In the US investors have changed their tail risk strategies by allocating more to other alternatives and managed volatility equity strategies at the cost of single-strategy hedge fund and FoHF allocations and direct hedging. In Europe, however, the response has been different. Managed volatility equity strategies have gained most favour with other alternative allocations and managed futures/CTA also benefiting from a shift in allocation.
Long-tail risk, or just tail risk, refers to those huge, rare events that sweep through more often than we’d like to devastate unprepared portfolios (the financial crisis of 2008 comes to mind). And, while past performance is not necessarily indicative of future results, managed futures has historically performed very well during those periods. Just how much has that translated into assets raised? With August’s final tally on the books, BarclayHedge puts the total size of the industry at $334.7 billion. Via Barclayhedge:
Commodity Trading Advisor (CTAs) funds took in $2.1 billion (0.6% of assets) in August, their seventh inflow in the past eight months and a 151% jump from $848 million in July. Three of the six major CTA categories had inflows in August. January to August 2012 flows into CTAs totaled $10.1 billion (2.9% of assets) and 12-month flows totaled $5.9 billion (1.6% of assets).
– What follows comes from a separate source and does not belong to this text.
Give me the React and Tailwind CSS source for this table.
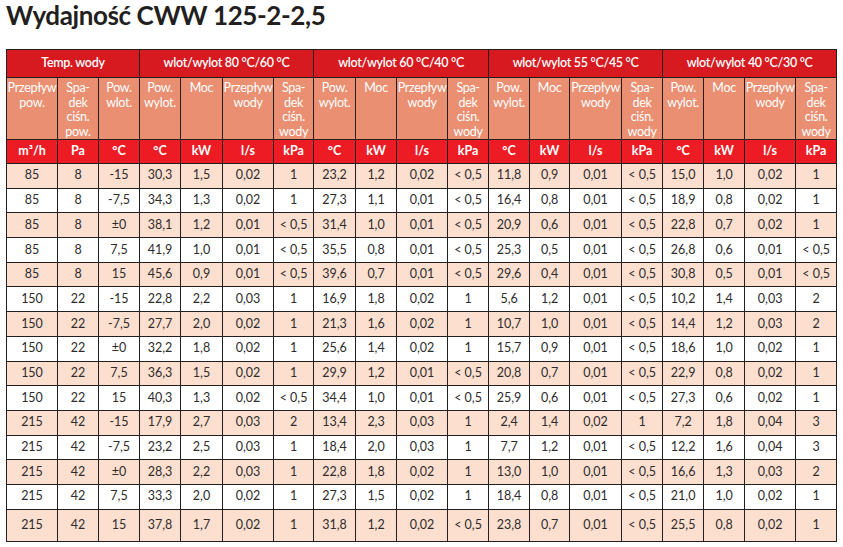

As Hedge Funds Review also noted, the world of traditional hedge funds has experienced a net outflow of assets in 2012, declining -0.8% so far this year, in part due to significant outflows from the fund of funds category. Managed futures just keeps on climbing, and now stands at one-fifth the size of the rest of the hedge fund industry. Aside from a dip in AUM between 2008 and 2010, managed futures has experienced fairly consistent growth throughout the last decade:
As we’re fond of saying, the time to diversify is before a crisis hits. With stocks nearly back to their pre-recession levels, now appears to be an excellent opportunity to do just that. And we’re glad to see that at least some investors appear to be taking our advice.